> **PROBLEM STATEMENT**
Only the pictures are omitted; repeat all other data exactly.

[Stored records]
[Start]

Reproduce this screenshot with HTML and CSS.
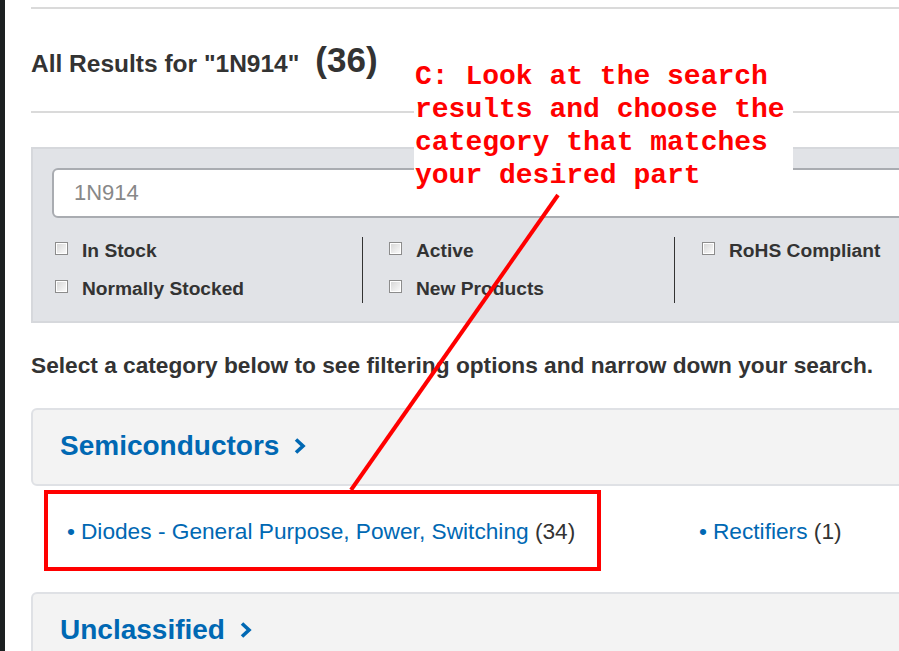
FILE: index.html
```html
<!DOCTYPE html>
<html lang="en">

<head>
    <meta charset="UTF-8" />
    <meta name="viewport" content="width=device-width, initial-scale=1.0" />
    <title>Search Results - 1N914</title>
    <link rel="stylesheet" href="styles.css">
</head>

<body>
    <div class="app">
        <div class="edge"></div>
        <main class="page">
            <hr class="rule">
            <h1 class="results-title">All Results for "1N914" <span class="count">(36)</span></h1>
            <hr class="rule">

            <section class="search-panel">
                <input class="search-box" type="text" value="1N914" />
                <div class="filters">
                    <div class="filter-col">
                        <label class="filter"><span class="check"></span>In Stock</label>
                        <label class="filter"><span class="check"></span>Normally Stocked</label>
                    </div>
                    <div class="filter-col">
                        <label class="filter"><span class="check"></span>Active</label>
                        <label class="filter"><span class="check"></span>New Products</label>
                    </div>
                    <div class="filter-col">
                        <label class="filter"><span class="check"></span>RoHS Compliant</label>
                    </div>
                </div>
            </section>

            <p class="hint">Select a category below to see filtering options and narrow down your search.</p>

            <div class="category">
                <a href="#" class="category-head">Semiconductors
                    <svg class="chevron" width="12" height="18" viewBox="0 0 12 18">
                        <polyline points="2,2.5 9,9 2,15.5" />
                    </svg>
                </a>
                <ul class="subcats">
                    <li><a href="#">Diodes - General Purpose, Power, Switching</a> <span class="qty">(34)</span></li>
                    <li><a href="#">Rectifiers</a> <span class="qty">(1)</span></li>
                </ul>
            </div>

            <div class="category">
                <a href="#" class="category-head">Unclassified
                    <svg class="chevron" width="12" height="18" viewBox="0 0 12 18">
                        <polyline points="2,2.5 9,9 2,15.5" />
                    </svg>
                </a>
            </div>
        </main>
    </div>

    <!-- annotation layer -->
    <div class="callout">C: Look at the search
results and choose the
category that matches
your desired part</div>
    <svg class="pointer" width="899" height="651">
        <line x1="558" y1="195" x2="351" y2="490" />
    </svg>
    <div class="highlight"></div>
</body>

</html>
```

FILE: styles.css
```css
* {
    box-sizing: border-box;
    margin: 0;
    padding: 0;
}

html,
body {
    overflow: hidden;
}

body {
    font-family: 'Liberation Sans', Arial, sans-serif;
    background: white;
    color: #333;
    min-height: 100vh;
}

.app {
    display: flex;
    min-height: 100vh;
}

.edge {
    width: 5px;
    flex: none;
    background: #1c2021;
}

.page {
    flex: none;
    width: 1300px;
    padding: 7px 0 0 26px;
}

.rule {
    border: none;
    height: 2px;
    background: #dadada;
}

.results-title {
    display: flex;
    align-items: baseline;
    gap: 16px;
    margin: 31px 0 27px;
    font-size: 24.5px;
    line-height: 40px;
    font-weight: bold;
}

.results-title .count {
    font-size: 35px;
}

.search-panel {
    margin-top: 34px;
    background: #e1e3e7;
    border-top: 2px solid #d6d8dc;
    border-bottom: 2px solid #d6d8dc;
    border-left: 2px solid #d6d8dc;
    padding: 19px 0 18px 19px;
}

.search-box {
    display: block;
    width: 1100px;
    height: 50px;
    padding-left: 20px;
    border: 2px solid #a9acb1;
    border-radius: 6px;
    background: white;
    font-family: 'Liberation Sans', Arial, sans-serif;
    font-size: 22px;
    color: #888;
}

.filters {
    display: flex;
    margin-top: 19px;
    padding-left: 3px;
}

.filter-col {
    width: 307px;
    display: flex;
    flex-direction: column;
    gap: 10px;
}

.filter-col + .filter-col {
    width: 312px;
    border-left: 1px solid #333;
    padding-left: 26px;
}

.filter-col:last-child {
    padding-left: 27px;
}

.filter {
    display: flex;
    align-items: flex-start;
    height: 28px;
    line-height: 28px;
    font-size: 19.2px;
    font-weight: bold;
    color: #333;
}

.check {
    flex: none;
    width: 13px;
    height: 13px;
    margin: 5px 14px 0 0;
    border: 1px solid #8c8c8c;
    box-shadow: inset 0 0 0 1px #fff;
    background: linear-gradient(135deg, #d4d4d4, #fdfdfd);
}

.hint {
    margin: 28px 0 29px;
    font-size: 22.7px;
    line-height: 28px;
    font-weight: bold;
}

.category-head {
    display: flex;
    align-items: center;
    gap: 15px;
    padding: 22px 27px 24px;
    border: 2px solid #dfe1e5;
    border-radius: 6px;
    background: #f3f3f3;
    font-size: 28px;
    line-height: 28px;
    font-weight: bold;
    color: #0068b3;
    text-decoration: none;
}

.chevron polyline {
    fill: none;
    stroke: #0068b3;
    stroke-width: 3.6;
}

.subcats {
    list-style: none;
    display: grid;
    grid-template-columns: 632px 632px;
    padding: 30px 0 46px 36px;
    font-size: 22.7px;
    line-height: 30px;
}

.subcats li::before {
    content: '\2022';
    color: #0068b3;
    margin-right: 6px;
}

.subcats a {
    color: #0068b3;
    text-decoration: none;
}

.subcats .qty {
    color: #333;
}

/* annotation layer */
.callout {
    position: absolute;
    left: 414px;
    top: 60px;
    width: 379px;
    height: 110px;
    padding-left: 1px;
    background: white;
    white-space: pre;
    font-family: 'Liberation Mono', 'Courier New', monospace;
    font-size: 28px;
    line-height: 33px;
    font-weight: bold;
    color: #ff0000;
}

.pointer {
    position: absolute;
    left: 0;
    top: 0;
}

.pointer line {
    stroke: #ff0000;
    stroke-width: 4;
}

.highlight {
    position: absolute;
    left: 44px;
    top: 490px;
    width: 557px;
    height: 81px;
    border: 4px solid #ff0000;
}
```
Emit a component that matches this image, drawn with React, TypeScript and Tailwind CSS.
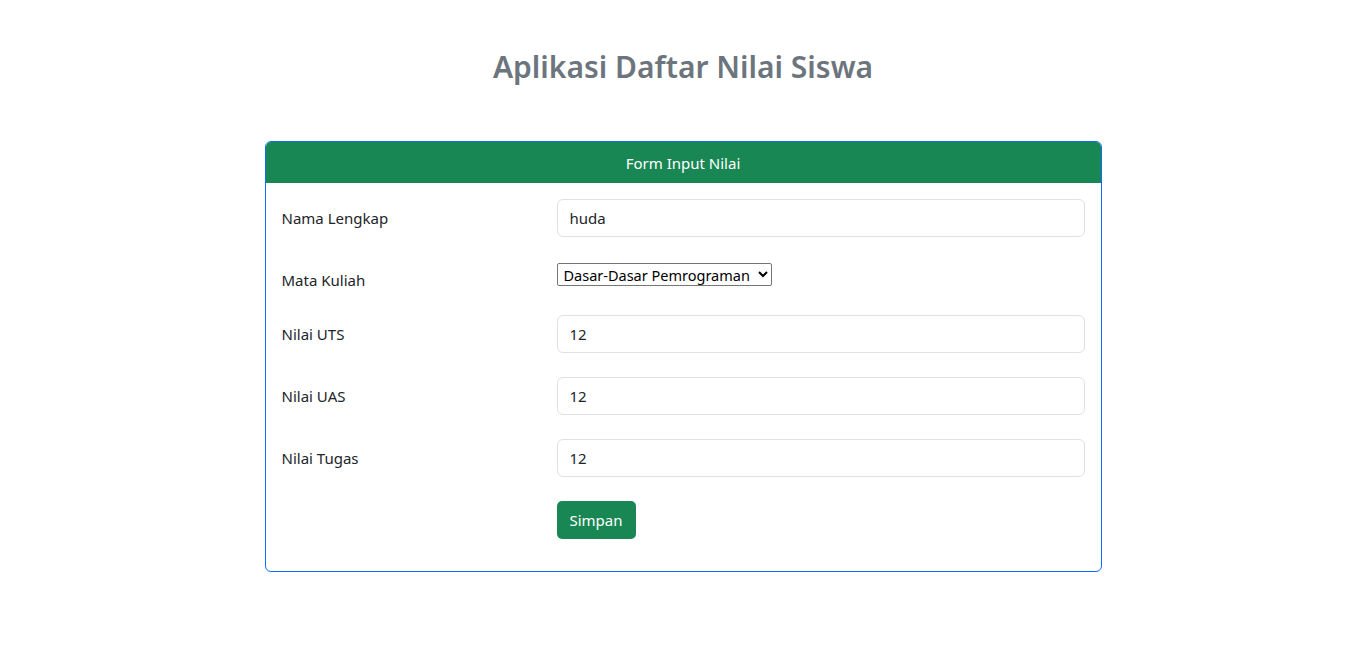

[End]

> **EXERCISE SOLUTION**
Reproduce this screenshot with HTML and CSS.
FILE: index.html
```html
<!DOCTYPE html>
<html lang="en">

<head>
    <meta charset="UTF-8" />
    <meta name="viewport" content="width=device-width, initial-scale=1.0" />
    <title>Search Results - 1N914</title>
    <link rel="stylesheet" href="styles.css">
</head>

<body>
    <div class="app">
        <div class="edge"></div>
        <main class="page">
            <hr class="rule">
            <h1 class="results-title">All Results for "1N914" <span class="count">(36)</span></h1>
            <hr class="rule">

            <section class="search-panel">
                <input class="search-box" type="text" value="1N914" />
                <div class="filters">
                    <div class="filter-col">
                        <label class="filter"><span class="check"></span>In Stock</label>
                        <label class="filter"><span class="check"></span>Normally Stocked</label>
                    </div>
                    <div class="filter-col">
                        <label class="filter"><span class="check"></span>Active</label>
                        <label class="filter"><span class="check"></span>New Products</label>
                    </div>
                    <div class="filter-col">
                        <label class="filter"><span class="check"></span>RoHS Compliant</label>
                    </div>
                </div>
            </section>

            <p class="hint">Select a category below to see filtering options and narrow down your search.</p>

            <div class="category">
                <a href="#" class="category-head">Semiconductors
                    <svg class="chevron" width="12" height="18" viewBox="0 0 12 18">
                        <polyline points="2,2.5 9,9 2,15.5" />
                    </svg>
                </a>
                <ul class="subcats">
                    <li><a href="#">Diodes - General Purpose, Power, Switching</a> <span class="qty">(34)</span></li>
                    <li><a href="#">Rectifiers</a> <span class="qty">(1)</span></li>
                </ul>
            </div>

            <div class="category">
                <a href="#" class="category-head">Unclassified
                    <svg class="chevron" width="12" height="18" viewBox="0 0 12 18">
                        <polyline points="2,2.5 9,9 2,15.5" />
                    </svg>
                </a>
            </div>
        </main>
    </div>

    <!-- annotation layer -->
    <div class="callout">C: Look at the search
results and choose the
category that matches
your desired part</div>
    <svg class="pointer" width="899" height="651">
        <line x1="558" y1="195" x2="351" y2="490" />
    </svg>
    <div class="highlight"></div>
</body>

</html>
```

FILE: styles.css
```css
* {
    box-sizing: border-box;
    margin: 0;
    padding: 0;
}

html,
body {
    overflow: hidden;
}

body {
    font-family: 'Liberation Sans', Arial, sans-serif;
    background: white;
    color: #333;
    min-height: 100vh;
}

.app {
    display: flex;
    min-height: 100vh;
}

.edge {
    width: 5px;
    flex: none;
    background: #1c2021;
}

.page {
    flex: none;
    width: 1300px;
    padding: 7px 0 0 26px;
}

.rule {
    border: none;
    height: 2px;
    background: #dadada;
}

.results-title {
    display: flex;
    align-items: baseline;
    gap: 16px;
    margin: 31px 0 27px;
    font-size: 24.5px;
    line-height: 40px;
    font-weight: bold;
}

.results-title .count {
    font-size: 35px;
}

.search-panel {
    margin-top: 34px;
    background: #e1e3e7;
    border-top: 2px solid #d6d8dc;
    border-bottom: 2px solid #d6d8dc;
    border-left: 2px solid #d6d8dc;
    padding: 19px 0 18px 19px;
}

.search-box {
    display: block;
    width: 1100px;
    height: 50px;
    padding-left: 20px;
    border: 2px solid #a9acb1;
    border-radius: 6px;
    background: white;
    font-family: 'Liberation Sans', Arial, sans-serif;
    font-size: 22px;
    color: #888;
}

.filters {
    display: flex;
    margin-top: 19px;
    padding-left: 3px;
}

.filter-col {
    width: 307px;
    display: flex;
    flex-direction: column;
    gap: 10px;
}

.filter-col + .filter-col {
    width: 312px;
    border-left: 1px solid #333;
    padding-left: 26px;
}

.filter-col:last-child {
    padding-left: 27px;
}

.filter {
    display: flex;
    align-items: flex-start;
    height: 28px;
    line-height: 28px;
    font-size: 19.2px;
    font-weight: bold;
    color: #333;
}

.check {
    flex: none;
    width: 13px;
    height: 13px;
    margin: 5px 14px 0 0;
    border: 1px solid #8c8c8c;
    box-shadow: inset 0 0 0 1px #fff;
    background: linear-gradient(135deg, #d4d4d4, #fdfdfd);
}

.hint {
    margin: 28px 0 29px;
    font-size: 22.7px;
    line-height: 28px;
    font-weight: bold;
}

.category-head {
    display: flex;
    align-items: center;
    gap: 15px;
    padding: 22px 27px 24px;
    border: 2px solid #dfe1e5;
    border-radius: 6px;
    background: #f3f3f3;
    font-size: 28px;
    line-height: 28px;
    font-weight: bold;
    color: #0068b3;
    text-decoration: none;
}

.chevron polyline {
    fill: none;
    stroke: #0068b3;
    stroke-width: 3.6;
}

.subcats {
    list-style: none;
    display: grid;
    grid-template-columns: 632px 632px;
    padding: 30px 0 46px 36px;
    font-size: 22.7px;
    line-height: 30px;
}

.subcats li::before {
    content: '\2022';
    color: #0068b3;
    margin-right: 6px;
}

.subcats a {
    color: #0068b3;
    text-decoration: none;
}

.subcats .qty {
    color: #333;
}

/* annotation layer */
.callout {
    position: absolute;
    left: 414px;
    top: 60px;
    width: 379px;
    height: 110px;
    padding-left: 1px;
    background: white;
    white-space: pre;
    font-family: 'Liberation Mono', 'Courier New', monospace;
    font-size: 28px;
    line-height: 33px;
    font-weight: bold;
    color: #ff0000;
}

.pointer {
    position: absolute;
    left: 0;
    top: 0;
}

.pointer line {
    stroke: #ff0000;
    stroke-width: 4;
}

.highlight {
    position: absolute;
    left: 44px;
    top: 490px;
    width: 557px;
    height: 81px;
    border: 4px solid #ff0000;
}
```
Emit a component that matches this image, drawn with React, TypeScript and Tailwind CSS.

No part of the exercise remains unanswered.